A review of the later Mr. Munchie studies offer some possibilities for why these findings were not replicated (Etaugh & Ropp, 1976; Herzog et al., 1982). First, even though Herzog et al. (1982) sought to replicate the original Mr. Munchie study, they may have altered the instructions in significant ways. Instead of telling children that the game was "for boys" or "for girls," they stated, "The people who made Munchie feel that girls (boys) can do much better than boys (girls) in the Munchie game." This finding, therefore, suggests that children 6 to 8 may be less likely to internalize gender stereotypes when they convey ability comparisons. In these situations, young children may ignore the external labels and rely on more comfortable modes of assessment such as toy attractiveness and self-oriented standards. Herzog's study lends some support for this idea in that they found that less than a quarter of the children accepted or agreed with the label provided by the experimenter (study 2).

The Etaugh and Ropp (1976) study differed from Herzog's in two ways that are relevant to this discussion. First, their sample consisted of third and fifth graders and, second, they employed labeling instructions that were almost identical to the original Munchie study. It is possible then that older children may be less likely to internalize general category labels ("for girls/boys") when they are confronted with a novel situation. Unfortunately, the manipulation check employed in this study was too limited to accurately test this hypothesis. Mainly, they did not include a "both girls and boys" option in their scale. Most of the children in Herzog et al. (1982) chose this option despite the labels, which raises the question of whether a significant number of Etaugh and Ropp's sample would have described Munchie as gender neutral if given the opportunity.

Performance

Do gender stereotypes influence children's actual performance on tasks?
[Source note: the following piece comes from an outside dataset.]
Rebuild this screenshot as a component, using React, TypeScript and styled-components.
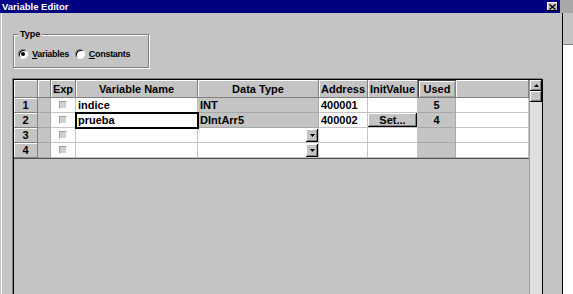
import React from "react";
import styled, { createGlobalStyle, css } from "styled-components";

const FACE = "#c4c4c4";
const SHADOW = "#808080";
const COLS = "24px 13px 25px 122px 121px 49px 50px 38px 1fr";

const GlobalStyle = createGlobalStyle`
  html, body {
    margin: 0;
    padding: 0;
    background: #ffffff;
  }
  body {
    font-family: "Liberation Sans", Arial, sans-serif;
    font-size: 11px;
    font-weight: 700;
    color: #000000;
  }
`;

const Screen = styled.div`
  display: flex;
  width: 573px;
  height: 294px;
  overflow: hidden;
`;

const Dialog = styled.div`
  width: 563px;
  flex: none;
  display: flex;
  flex-direction: column;
  background: #a8a8a8;
`;

const TitleBar = styled.div`
  width: 560px;
  height: 13px;
  flex: none;
  display: flex;
  align-items: center;
  justify-content: space-between;
  box-sizing: border-box;
  padding: 0 2px 0 2px;
  background: #000080;
  color: #ffffff;
  font-size: 9.5px;
  line-height: 13px;
`;

const CloseButton = styled.div`
  width: 11px;
  height: 9px;
  display: flex;
  align-items: center;
  justify-content: center;
  background: ${FACE};
  box-shadow: inset -1px -1px 0 #000000, inset 1px 1px 0 #ffffff;
`;

const DialogBody = styled.div`
  flex: 1;
  display: flex;
  flex-direction: column;
  align-items: flex-start;
  padding: 15px 0 0 13px;
  background: ${FACE};
  border-right: 1px solid #000000;
  box-shadow: inset 1px 0 0 ${FACE}, inset 2px 0 0 #ffffff;
`;

const GroupBox = styled.fieldset`
  margin: 0;
  min-width: 0;
  width: 136px;
  box-sizing: border-box;
  padding: 8px 0 7px 4px;
  border: 1px solid ${SHADOW};
  box-shadow: inset 1px 1px 0 #ffffff, 1px 1px 0 #ffffff;
  font-size: 9px;
  letter-spacing: -0.3px;
`;

const Legend = styled.legend`
  margin-left: 0;
  padding: 0 2px;
  line-height: 12px;
  letter-spacing: 0;
  background: ${FACE};
`;

const RadioRow = styled.div`
  display: flex;
  align-items: center;
  height: 12px;
`;

const RadioOption = styled.label`
  display: flex;
  align-items: center;
  gap: 4px;
  margin-right: 6px;
`;

const RadioCircle = styled.span<{ $checked?: boolean }>`
  width: 10px;
  height: 10px;
  box-sizing: border-box;
  border-radius: 50%;
  background: #ffffff;
  border: 1px solid;
  border-color: ${SHADOW} #ffffff #ffffff ${SHADOW};
  box-shadow: inset 1px 1px 0 #000000;
  display: flex;
  align-items: center;
  justify-content: center;
  &::after {
    content: "";
    width: 4px;
    height: 4px;
    border-radius: 50%;
    background: ${(p) => (p.$checked ? "#000000" : "transparent")};
  }
`;

const GridFrame = styled.div`
  margin-top: 11px;
  width: 530px;
  height: 240px;
  flex: none;
  box-sizing: border-box;
  display: flex;
  border: 1px solid #000000;
  box-shadow: -1px -1px 0 ${SHADOW};
`;

const GridArea = styled.div`
  flex: 1;
  display: flex;
  flex-direction: column;
  background: ${FACE};
`;

const Rows = styled.div`
  display: flex;
  flex-direction: column;
  border-bottom: 1px solid #505050;
`;

const Row = styled.div<{ $h: number }>`
  display: grid;
  grid-template-columns: ${COLS};
  height: ${(p) => p.$h}px;
`;

type Kind = "head" | "used-head" | "rowhead" | "white" | "gray";

const Cell = styled.div<{ $kind: Kind; $align?: string; $focus?: boolean; $pad?: boolean }>`
  display: flex;
  align-items: center;
  justify-content: ${(p) => p.$align || "flex-start"};
  box-sizing: border-box;
  padding-left: ${(p) => (p.$pad ? "2px" : "0")};
  overflow: hidden;
  white-space: nowrap;
  line-height: 12px;
  ${(p) =>
    p.$kind === "head" || p.$kind === "rowhead"
      ? css`
          background: ${FACE};
          border-right: 1px solid ${SHADOW};
          border-bottom: 1px solid ${SHADOW};
          box-shadow: inset 1px 1px 0 #ffffff;
        `
      : p.$kind === "used-head"
      ? css`
          background: ${FACE};
          border: 1px solid ${SHADOW};
          border-top-color: #404040;
          border-left-color: #404040;
          box-shadow: inset 1px 1px 0 #ffffff, inset -1px -1px 0 #a0a0a0;
        `
      : p.$kind === "gray"
      ? css`
          background: ${FACE};
          border-right: 1px solid #a8a8a8;
          border-bottom: 1px solid #a8a8a8;
        `
      : css`
          background: #ffffff;
          border-right: 1px solid #c4c4c4;
          border-bottom: 1px solid #c4c4c4;
        `}
  ${(p) =>
    p.$focus &&
    css`
      position: relative;
      z-index: 1;
      outline: 2px solid #000000;
      outline-offset: -1px;
    `}
`;

const CheckBox = styled.span`
  width: 8px;
  height: 8px;
  box-sizing: border-box;
  background: #d0d0d0;
  border: 1px solid;
  border-color: #a0a0a0 #ffffff #ffffff #a0a0a0;
`;

const DropButton = styled.span`
  width: 12px;
  height: 13px;
  box-sizing: border-box;
  display: flex;
  align-items: center;
  justify-content: center;
  background: ${FACE};
  box-shadow: inset -1px -1px 0 #000000, inset 1px 1px 0 #ffffff, inset -2px -2px 0 ${SHADOW};
`;

const CellButton = styled.span`
  flex: 1;
  align-self: stretch;
  display: flex;
  align-items: center;
  justify-content: center;
  background: ${FACE};
  box-shadow: inset -1px -1px 0 #000000, inset 1px 1px 0 #ffffff, inset -2px -2px 0 ${SHADOW};
`;

const ScrollBar = styled.div`
  width: 12px;
  flex: none;
  display: flex;
  flex-direction: column;
  border-left: 1px solid #a0a0a0;
  background: #dedede;
`;

const ScrollButton = styled.div<{ $h: number }>`
  height: ${(p) => p.$h}px;
  flex: none;
  display: flex;
  align-items: center;
  justify-content: center;
  background: ${FACE};
  box-shadow: inset -1px -1px 0 #000000, inset 1px 1px 0 #ffffff, inset -2px -2px 0 ${SHADOW};
`;

const BackWindow = styled.div`
  flex: 1;
  display: flex;
  flex-direction: column;
  background: #ffffff;
`;

const BackStrip = styled.div<{ $h: number; $bg: string }>`
  height: ${(p) => p.$h}px;
  flex: none;
  background: ${(p) => p.$bg};
`;

const DownArrow = () => (
  <svg width="5" height="3" viewBox="0 0 5 3">
    <path d="M0 0h5L2.5 3z" fill="#000" />
  </svg>
);

const UpArrow = () => (
  <svg width="5" height="3" viewBox="0 0 5 3">
    <path d="M0 3h5L2.5 0z" fill="#000" />
  </svg>
);

type VarRow = {
  num: number;
  name: string;
  type: string;
  address: string;
  init: "" | "button";
  used: string;
  filled: boolean;
};

const rows: VarRow[] = [
  { num: 1, name: "indice", type: "INT", address: "400001", init: "", used: "5", filled: true },
  { num: 2, name: "prueba", type: "DIntArr5", address: "400002", init: "button", used: "4", filled: true },
  { num: 3, name: "", type: "", address: "", init: "", used: "", filled: false },
  { num: 4, name: "", type: "", address: "", init: "", used: "", filled: false },
];

export default function App() {
  return (
    <>
      <GlobalStyle />
      <Screen>
        <Dialog>
          <TitleBar>
            <span>Variable Editor</span>
            <CloseButton>
              <svg width="7" height="6" viewBox="0 0 7 6">
                <path d="M0.5 0.5l6 5M6.5 0.5l-6 5" stroke="#000" strokeWidth="1.4" />
              </svg>
            </CloseButton>
          </TitleBar>
          <DialogBody>
            <GroupBox>
              <Legend>Type</Legend>
              <RadioRow>
                <RadioOption>
                  <RadioCircle $checked />
                  <span>
                    <u>V</u>ariables
                  </span>
                </RadioOption>
                <RadioOption>
                  <RadioCircle />
                  <span>
                    <u>C</u>onstants
                  </span>
                </RadioOption>
              </RadioRow>
            </GroupBox>
            <GridFrame>
              <GridArea>
                <Row $h={18}>
                  <Cell $kind="head" />
                  <Cell $kind="head" />
                  <Cell $kind="head" $align="center">Exp</Cell>
                  <Cell $kind="head" $align="center">Variable Name</Cell>
                  <Cell $kind="head" $align="center">Data Type</Cell>
                  <Cell $kind="head" $align="center">Address</Cell>
                  <Cell $kind="head" $align="center">InitValue</Cell>
                  <Cell $kind="used-head" $align="center">Used</Cell>
                  <Cell $kind="head" />
                </Row>
                <Rows>
                  {rows.map((r) => (
                    <Row key={r.num} $h={15}>
                      <Cell $kind="rowhead" $align="center">{r.num}</Cell>
                      <Cell $kind="gray" />
                      <Cell $kind="white" $align="center">
                        <CheckBox />
                      </Cell>
                      <Cell $kind="white" $pad $focus={r.num === 2}>
                        {r.name}
                      </Cell>
                      {r.filled ? (
                        <Cell $kind="gray" $pad>{r.type}</Cell>
                      ) : (
                        <Cell $kind="white" $align="flex-end">
                          <DropButton>
                            <DownArrow />
                          </DropButton>
                        </Cell>
                      )}
                      <Cell $kind="white" $pad>{r.address}</Cell>
                      <Cell $kind="white">
                        {r.init === "button" && <CellButton>Set...</CellButton>}
                      </Cell>
                      <Cell $kind="gray" $align="center">{r.used}</Cell>
                      <Cell $kind="white" />
                    </Row>
                  ))}
                </Rows>
              </GridArea>
              <ScrollBar>
                <ScrollButton $h={11}>
                  <UpArrow />
                </ScrollButton>
                <ScrollButton $h={11} />
              </ScrollBar>
            </GridFrame>
          </DialogBody>
        </Dialog>
        <BackWindow>
          <BackStrip $h={13} $bg="#a8a8a8" />
          <BackStrip $h={31} $bg={FACE} />
          <BackStrip $h={1} $bg={SHADOW} />
        </BackWindow>
      </Screen>
    </>
  );
}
A review of this literature reveals that the effects seem to depend on age, type of label, and sex. In terms of age and type of label, the three Mr. Munchie studies (Etaugh & Ropp, 1976; Herzog et al., 1982; Montemayor, 1974) that were discussed with reference to the preference literature show the same issues regarding their findings on performance (i.e., number of successful tosses thrown into the toy). Namely, Montemayor (1974) found a significant gender labeling effect on children's performance, and the other two studies did not (Etaugh & Ropp, 1976; Herzog et al., 1982). Again, this is possibly due to developmental differences in the ways that children internalize and respond to alternative types of gender labels (i.e., older children may react more to ability labels while younger children may react more to category labels). Nonetheless, a study that assessed the problem-solving performance in children 3 to 5 showed that boys were affected by ability gender labels after the "...experimenter casually remarked that this was a task on which either boys or girls or both generally did well..." (Gold & Berger, 1978, p. 186). Given that this study had less than 10 boys in each condition and is the only ability labeling study that has been conducted with children younger than 6, caution needs to be used when drawing conclusions. This is especially important since the experimenters did not include a memory check in their design. This leaves open the possibility that the preschoolers did not even attend to or process the brief, casual label that was provided to the task.
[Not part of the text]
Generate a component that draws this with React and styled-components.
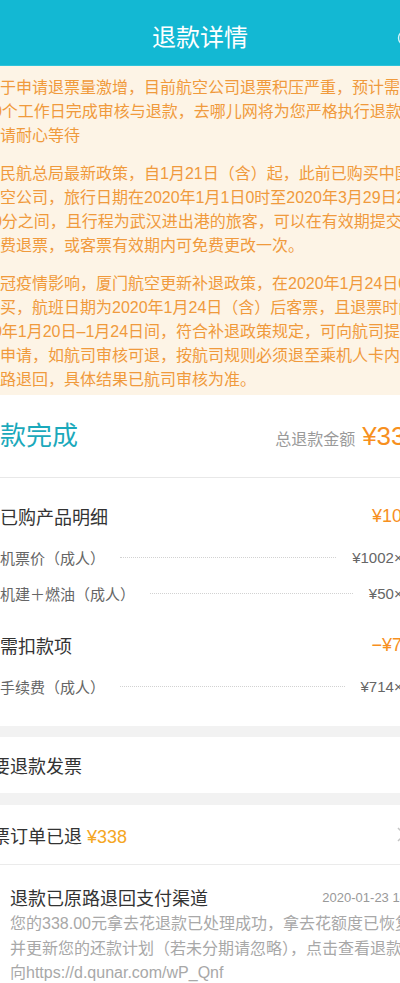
import React from "react";
import styled, { createGlobalStyle } from "styled-components";

const Global = createGlobalStyle`
  html, body { margin: 0; padding: 0; background: #fff; }
  body { font-family: "Liberation Sans", "Noto Sans CJK SC", sans-serif; }
`;

const Viewport = styled.div`
  width: 400px;
  height: 983px;
  overflow: hidden;
  background: #fff;
`;

const Canvas = styled.div`
  width: 460px;
  margin-left: -30px;
  display: flex;
  flex-direction: column;
`;

const TopBar = styled.header`
  height: 66px;
  box-sizing: border-box;
  padding-top: 10px;
  background: #13b8d3;
  border-bottom: 1px solid #2fc3da;
  display: grid;
  grid-template-columns: 1fr auto 1fr;
  align-items: center;
`;

const Title = styled.h1`
  margin: 0;
  grid-column: 2;
  font-size: 24px;
  font-weight: 400;
  line-height: 1;
  color: #fff;
`;

const BarAction = styled.div`
  justify-self: end;
  padding-right: 15px;
  display: flex;
`;

const Notice = styled.section`
  background: #fdf4e6;
  padding: 10px 0 3px 14px;
  display: flex;
  flex-direction: column;
  gap: 14px;
  color: #f09a3c;
  font-size: 16px;
  line-height: 24px;
`;

const Para = styled.div``;

const Line = styled.div`
  white-space: nowrap;
`;

const Status = styled.section`
  height: 82px;
  display: flex;
  align-items: center;
  justify-content: space-between;
  padding: 0 10px 0 4px;
  border-bottom: 1px solid #e8e8e8;
`;

const StatusTitle = styled.div`
  font-size: 26px;
  color: #1ba9bb;
  line-height: 1;
`;

const Total = styled.div`
  display: flex;
  align-items: baseline;
  gap: 7px;
  white-space: nowrap;
`;

const TotalLabel = styled.span`
  font-size: 16px;
  color: #9a9a9a;
`;

const TotalAmount = styled.span`
  font-size: 26px;
  color: #f7901e;
`;

const Details = styled.section`
  padding: 20px 8px 22px 30px;
  display: flex;
  flex-direction: column;
  gap: 16px;
`;

const Group = styled.div`
  display: flex;
  flex-direction: column;
`;

const GroupHead = styled.div`
  height: 36px;
  margin-bottom: 5px;
  display: flex;
  align-items: center;
  justify-content: space-between;
  font-size: 18px;
  color: #333;
  white-space: nowrap;
`;

const HeadAmount = styled.span`
  color: #f7901e;
`;

const ItemRow = styled.div`
  height: 36px;
  padding-right: 11px;
  display: flex;
  align-items: center;
  font-size: 15px;
  color: #666;
  white-space: nowrap;
`;

const Dots = styled.span`
  flex: 1;
  margin: 0 16px 0 15px;
  border-top: 1px dotted #d2d2d2;
`;

const Band = styled.div`
  height: ${(p) => p.$h}px;
  background: #f2f2f2;
`;

const PlainRow = styled.div`
  height: ${(p) => p.$h}px;
  padding-left: 4px;
  display: flex;
  align-items: center;
  justify-content: space-between;
  font-size: 18px;
  color: #333;
  white-space: nowrap;
  border-bottom: ${(p) => (p.$divider ? "1px solid #ebebeb" : "none")};
`;

const Refunded = styled.span`
  margin-left: 5px;
  color: #f5a623;
`;

const Chevron = styled.svg`
  margin-right: 24px;
`;

const Timeline = styled.section`
  padding: 19px 5px 0 40px;
`;

const TimelineHead = styled.div`
  height: 26px;
  display: flex;
  align-items: center;
  justify-content: space-between;
  white-space: nowrap;
`;

const EventTitle = styled.span`
  font-size: 18px;
  color: #333;
`;

const EventDate = styled.span`
  font-size: 13px;
  color: #999;
`;

const EventBody = styled.div`
  margin-top: 2px;
  font-size: 16px;
  line-height: 24.5px;
  color: #a8a8a8;
`;

export default function App() {
  return (
    <Viewport>
      <Global />
      <Canvas>
        <TopBar>
          <Title>退款详情</Title>
          <BarAction>
            <svg width="18" height="18" viewBox="0 0 18 18">
              <circle cx="9" cy="9" r="7.5" fill="none" stroke="#fff" strokeWidth="1.4" opacity="0.85" />
            </svg>
          </BarAction>
        </TopBar>

        <Notice>
          <Para>
            <Line>由于申请退票量激增，目前航空公司退票积压严重，预计需要</Line>
            <Line>20个工作日完成审核与退款，去哪儿网将为您严格执行退款流</Line>
            <Line>，请耐心等待</Line>
          </Para>
          <Para>
            <Line>据民航总局最新政策，自1月21日（含）起，此前已购买中国航</Line>
            <Line>航空公司，旅行日期在2020年1月1日0时至2020年3月29日24</Line>
            <Line>00分之间，且行程为武汉进出港的旅客，可以在有效期提交免</Line>
            <Line>免费退票，或客票有效期内可免费更改一次。</Line>
          </Para>
          <Para>
            <Line>新冠疫情影响，厦门航空更新补退政策，在2020年1月24日0时</Line>
            <Line>购买，航班日期为2020年1月24日（含）后客票，且退票时间为</Line>
            <Line>20年1月20日–1月24日间，符合补退政策规定，可向航司提交</Line>
            <Line>出申请，如航司审核可退，按航司规则必须退至乘机人卡内或原</Line>
            <Line>原路退回，具体结果已航司审核为准。</Line>
          </Para>
        </Notice>

        <Status>
          <StatusTitle>退款完成</StatusTitle>
          <Total>
            <TotalLabel>总退款金额</TotalLabel>
            <TotalAmount>¥338</TotalAmount>
          </Total>
        </Status>

        <Details>
          <Group>
            <GroupHead>
              <span>已购产品明细</span>
              <HeadAmount>¥1052</HeadAmount>
            </GroupHead>
            <ItemRow>
              <span>机票价（成人）</span>
              <Dots />
              <span>¥1002×1</span>
            </ItemRow>
            <ItemRow>
              <span>机建＋燃油（成人）</span>
              <Dots />
              <span>¥50×1</span>
            </ItemRow>
          </Group>
          <Group>
            <GroupHead>
              <span>需扣款项</span>
              <HeadAmount>−¥714</HeadAmount>
            </GroupHead>
            <ItemRow>
              <span>手续费（成人）</span>
              <Dots />
              <span>¥714×1</span>
            </ItemRow>
          </Group>
        </Details>

        <Band $h={11} />
        <PlainRow $h={56}>
          <span>需要退款发票</span>
        </PlainRow>
        <Band $h={12} />
        <PlainRow $h={59} $divider>
          <span>
            机票订单已退<Refunded>¥338</Refunded>
          </span>
          <Chevron width="9" height="15" viewBox="0 0 9 15">
            <path d="M1 1l6.5 6.5L1 14" fill="none" stroke="#c4c4c4" strokeWidth="1.5" />
          </Chevron>
        </PlainRow>

        <Timeline>
          <TimelineHead>
            <EventTitle>退款已原路退回支付渠道</EventTitle>
            <EventDate>2020-01-23 14:35</EventDate>
          </TimelineHead>
          <EventBody>
            <Line>您的338.00元拿去花退款已处理成功，拿去花额度已恢复，</Line>
            <Line>并更新您的还款计划（若未分期请忽略），点击查看退款去</Line>
            <Line>向https://d.qunar.com/wP_Qnf</Line>
          </EventBody>
        </Timeline>
      </Canvas>
    </Viewport>
  );
}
In addition to considering the interaction of age and type of label, the gender labeling effects on performance also seem to depend on sex. Specifically, two performance studies found an effect for boys only (Gold & Berger, 1978; Stein et al., 1971). Interestingly, the Stein et al. (1971) study was different than each of the other performance studies described in that it examined indexes of motivation (i.e., time spent on each task) rather than actual performance. The analyses revealed that only boys spent significantly longer on the same-sex test when compared to the other tests (i.e., opposite-sex and neutral). An examination of sex-role preference scores though revealed that girls with high masculine preferences worked significantly longer on the masculine test than on the feminine test, whereas low-masculine preference girls worked an equal amount of time on each task. For boys, sex-role preference was not related to the time they spent on the tasks. These results suggest that gender identity factors may partially explain why some studies have found that boys are more affected by gender stereotype knowledge when compared to girls.
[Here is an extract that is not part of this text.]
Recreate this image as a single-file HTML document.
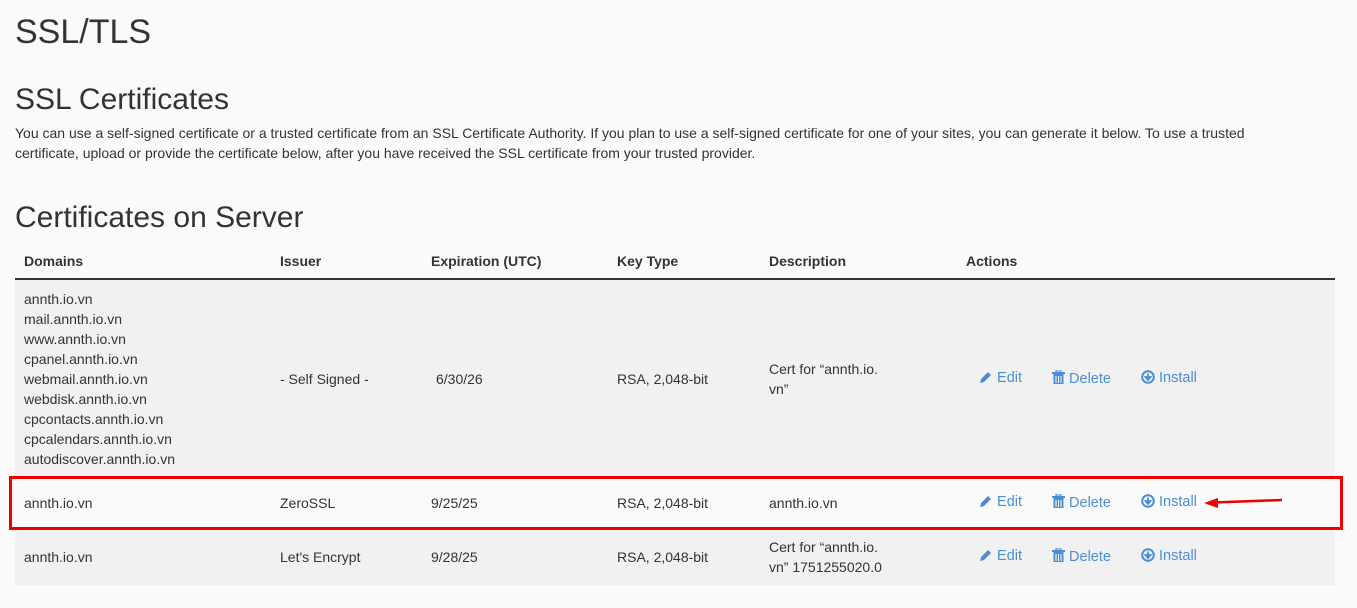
<!DOCTYPE html>
<html><head><meta charset="utf-8"><style>
body{margin:0;width:1357px;height:608px;background:#fafafa;font-family:"Liberation Sans",sans-serif;color:#333;position:relative;overflow:hidden}
.a{position:absolute;white-space:nowrap}
h1{position:absolute;margin:0;font-weight:300;font-size:34px;left:15px;top:13px;color:#333}
h2{position:absolute;margin:0;font-weight:400;font-size:30px;left:15px;color:#333}
p{position:absolute;margin:0;left:15px;top:123px;width:1295px;font-size:14px;line-height:20px}
.th{font-weight:bold;font-size:14px;top:253px}
.row{position:absolute;left:15px;width:1320px}
.t{font-size:14px;line-height:20px}
.lk{color:#4a8fd4;font-size:14.5px}
svg{vertical-align:-2px}
</style></head><body>
<h1>SSL/TLS</h1>
<h2 style="top:83px">SSL Certificates</h2>
<p>You can use a self-signed certificate or a trusted certificate from an SSL Certificate Authority. If you plan to use a self-signed certificate for one of your sites, you can generate it below. To use a trusted certificate, upload or provide the certificate below, after you have received the SSL certificate from your trusted provider.</p>
<h2 style="top:201px">Certificates on Server</h2>
<div class="a th" style="left:24px">Domains</div>
<div class="a th" style="left:280px">Issuer</div>
<div class="a th" style="left:431px">Expiration (UTC)</div>
<div class="a th" style="left:617px">Key Type</div>
<div class="a th" style="left:769px">Description</div>
<div class="a th" style="left:966px">Actions</div>
<div class="row" style="top:278px;height:2px;background:#333"></div>
<div class="row" style="top:280px;height:196px;background:#f1f1f1"></div>
<div class="row" style="top:530px;height:55px;background:#f1f1f1"></div>

<div class="a t" style="left:24px;top:289px">annth.io.vn<br>mail.annth.io.vn<br>www.annth.io.vn<br>cpanel.annth.io.vn<br>webmail.annth.io.vn<br>webdisk.annth.io.vn<br>cpcontacts.annth.io.vn<br>cpcalendars.annth.io.vn<br>autodiscover.annth.io.vn</div>
<div class="a t" style="left:280px;top:369px">- Self Signed -</div>
<div class="a t" style="left:436px;top:369px">6/30/26</div>
<div class="a t" style="left:617px;top:369px">RSA, 2,048-bit</div>
<div class="a t" style="left:769px;top:359px">Cert for “annth.io.<br>vn”</div>

<div class="a t" style="left:24px;top:493px">annth.io.vn</div>
<div class="a t" style="left:280px;top:493px">ZeroSSL</div>
<div class="a t" style="left:431px;top:493px">9/25/25</div>
<div class="a t" style="left:617px;top:493px">RSA, 2,048-bit</div>
<div class="a t" style="left:769px;top:493px">annth.io.vn</div>

<div class="a t" style="left:24px;top:547px">annth.io.vn</div>
<div class="a t" style="left:280px;top:547px">Let's Encrypt</div>
<div class="a t" style="left:431px;top:547px">9/28/25</div>
<div class="a t" style="left:617px;top:547px">RSA, 2,048-bit</div>
<div class="a t" style="left:769px;top:537px">Cert for “annth.io.<br>vn” 1751255020.0</div>

<div id="acts"></div>
<script>
var ys=[370,494,548],h='';
var pen='<svg width="14" height="14" viewBox="0 0 14 14"><path d="M1 13l1-4 7-7 3 3-7 7z M10 1l3 3" fill="#4a8fd4"/></svg>';
var tr='<svg width="13" height="15" viewBox="0 0 13 15"><rect x="0" y="2" width="13" height="2" fill="#4a8fd4"/><rect x="4" y="0" width="5" height="2" fill="none" stroke="#4a8fd4"/><path d="M1.5 4h10v10h-10z" fill="#4a8fd4"/><path d="M4 6v7M6.5 6v7M9 6v7" stroke="#fff" stroke-width="1"/></svg>';
var dl='<svg width="14" height="14" viewBox="0 0 14 14"><circle cx="7" cy="7" r="5.8" fill="none" stroke="#4a8fd4" stroke-width="2"/><path d="M7 3.5v5M4.5 7l2.5 3 2.5-3z" stroke="#4a8fd4" stroke-width="1.8" fill="#4a8fd4"/></svg>';
ys.forEach(function(y){
h+='<div class="a lk" style="left:979px;top:'+y+'px">'+pen+' Edit</div>';
h+='<div class="a lk" style="left:1052px;top:'+y+'px">'+tr+' Delete</div>';
h+='<div class="a lk" style="left:1141px;top:'+y+'px">'+dl+' Install</div>';
});
document.getElementById('acts').innerHTML=h;
</script>
<div class="a" style="left:9px;top:476px;width:1328px;height:48px;border:3px solid #e00"></div>
<svg class="a" style="left:1200px;top:494px" width="86" height="16"><path d="M14 8.5L82 6" stroke="#e00" stroke-width="2.5"/><path d="M4 9l14-5v10z" fill="#e00"/></svg>
</body></html>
While the majority of gender labeling studies use direct stereotypes, a series of three studies found that the performance of both girls and boys is even affected by more subtle gender labels (Hargreaves et al., 1985; Davies, 1986, 1989). For example, Hargreaves et al. (1985) asked 10- and 11-year-olds to participate in a perceptual-motor steadiness task that involved passing a close-fitting metal ring around a 3 feet long bent wire without touching the wire. Children were either told "This is a test to see how good you would be at mechanics or at operating machinery" or "This is a test to see how good you would be at needlework—sewing and knitting." Both boys and girls made fewer errors on the task when it was labeled with a sex-appropriate stereotype than with a sex-inappropriate stereotype. Using an almost identical procedure, Davies (1986, 1989) confirmed these results in two studies that were conducted with 11-, 13-, and 16-year-old children. Overall, these studies illustrate that the performance of middle-elementary school children are influenced by subtle ability labels that imply gender stereotypes.

In summary, the experimental studies demonstrate that children's behavior is affected by their immediate knowledge of gender stereotypes. While there are clear effects for the exploration studies, the research has not shown completely consistent results when assessing preferences and performance. For example, consistent with the correlational studies, it seems that boys are more likely than girls to be influenced by gender labels. Further, developmental differences may affect whether boys and girls even attend to, accept, and process the different types of gender labels. Another issue is that other factors besides gender knowledge are likely to influence children's gender-typed behaviors. Stein et al. (1971) is one of the only experimental studies that assessed other factors and found that sex-role preference did, in fact, moderate the results. As raised when discussing the nonexperimental studies, this is an area that is lacking in the literature that addresses the relationship between gender stereotype knowledge and behavior. In terms of research design issues, these studies highlight the importance of examining children's memory and acceptance of gender labels. Moreover, attractiveness of specific toys appears to be an important influence on children's toy preferences. Thus, it is important in this research to use novel, equally interesting toys or to experimentally vary attractiveness in the design.